In my opinion, this isn’t just about politics. There are two drivers for this move. First, congress and the administration recognize that that the on-going assault on government and commercial networks is a national security issue and an economic security and competitiveness issue too. In today’s economic droop people often forget that two of our greatest economic strengths are our accumulated intellectual property and our hard working human capital. Both of these assests are discounted when criminal and national groups successfully attack our nations IT infrastructure. Recognizing this is a good thing, I’m not going to recount the long history of cyber assault on Federal IT systems by international cyber criminals, and “state-sponsored entities.” Facts and figures concerning this on-going assault and the damage associated with it is just a Google search away.

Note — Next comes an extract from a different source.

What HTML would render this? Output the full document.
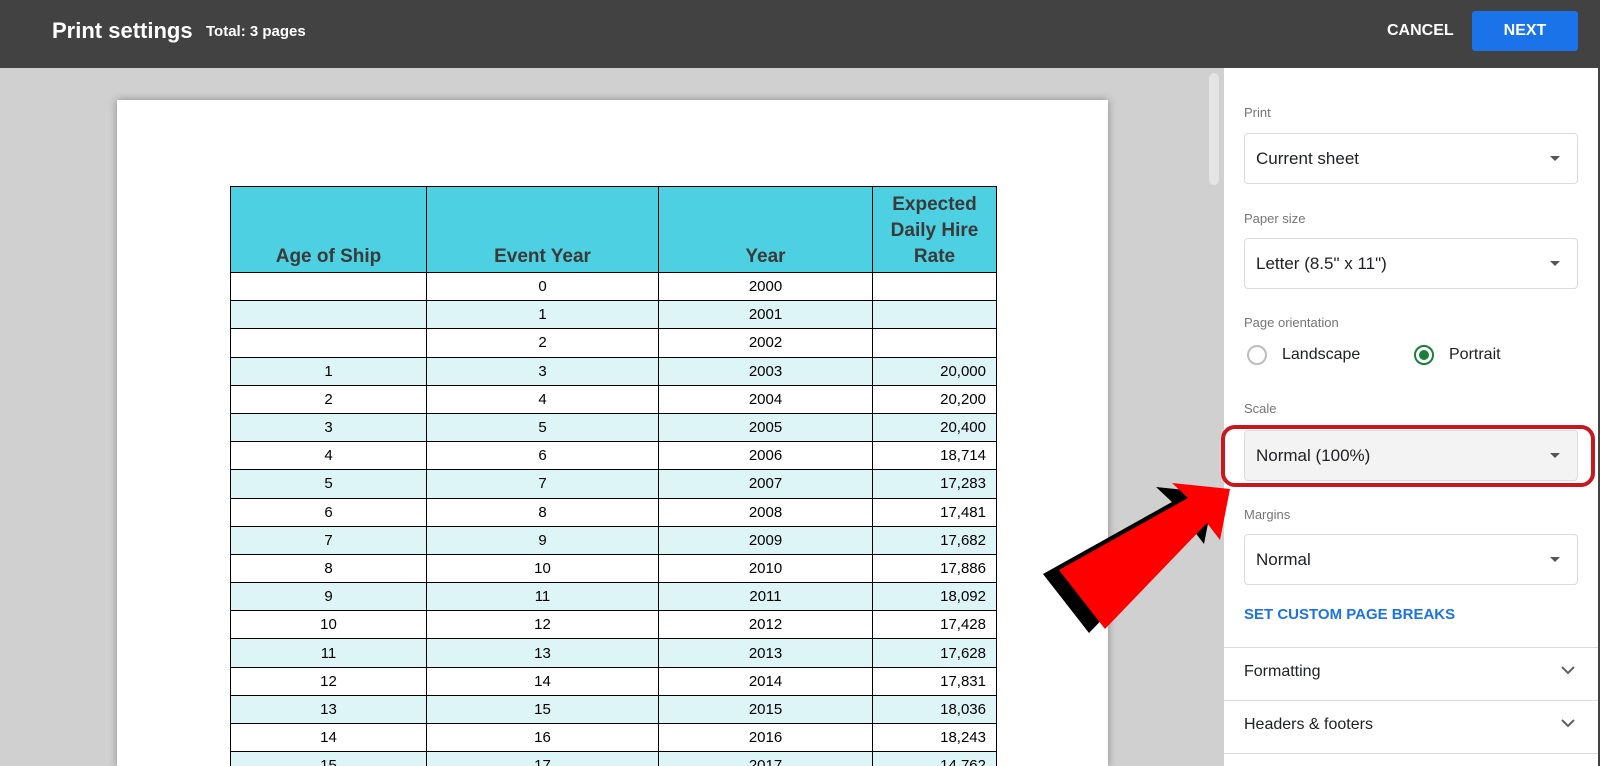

The second driver for a policy shift is that congress and the administration recognize that the FBI, Justice, DHS approach to cyber security is an utter failure. This failed approach sees cyber security as a criminal problem with industry participating in its own defense on a ‘voluntary’ basis. This has led to comical activities such as FBI delegation going to Moscow with hat in hand asking the Russians for help in tracking down successful Cyber Organized Crime groups based in Russia. The fact that these groups may have had strong official or unofficial connections with the Russian government should have given the FBI an indication of the lack of cooperation they would face –- I believe in Law Enforcement circles this is usually called a “clue”. Likewise, FBI delegations to Russia trying to track down Russian Cyber attackers that may have had some direct level of state support were equally unproductive. To be fair, the FBI was placed in an impossible position when they were asked to organize delegations like this.

So that kind of sums up the civilian or “law enforcement” approach toward national cyber security.

That leaves us to consider the much discussed alternative, specifically a shift in policy toward giving the intelligence community leadership in providing cyber national security. There have been attempts in the past to give the Intelligence Community greater responsibility for cyber security, but while the Intelligence Community seemed to have the technical resources to address these responsibilities, they were often confused by the mission and hampered by legislation and culture. By temperament, the Intelligence Community is about collection and analysis of information. Once you start asking them to do something about a situation that they have studied or understand well, you are often asking them to not just change their mission but also act against the very culture that made them successful. To understand a situation, the Intelligence Community works quietly, secretly, and in the shadows. To take action, they have to emerge for the shadows and act very publically. This transition can be difficult and even disastrous. Such transitions can give you the Bay of Pigs, non-judicial detention at Gitmo, and odd-ball assassinations–all sorts of activities that people hate because the actions themselves were not “peer-reviewed” as best security practices.

It’s not that the Intelligence Community is incompetent (well everyone makes mistakes or hides them), it’s just that that transition from intelligence/information collection to public coordination, and policy leadership, with all of the very public meetings, policy reviews, and planning drives the Intelligence Community from a position of strength and expertise to new ground. Unfortunately, another strong element of the culture of the Intelligence Community is that if the President calls, “they haul…” They just can’t bring themselves to say no, even if it’s a bad idea.

That brings us to the question, who should be responsible for cyber security? Well, every government agency wants the mission because of the funding that goes with it. But, it’s not clear who has the right perspective and culture. I suspect that the right answer is to combine the experience, and technical know-how from several agencies and to develop some new capabilities. This means that leadership of the effort has to be unambiguous. That is precisely why I believe the Obama Administration will keep the leadership on their new approach to Cyber Security right inside the White House itself. That really shouldn’t be a surprise since that is exactly what the Obama as a candidate said he would do.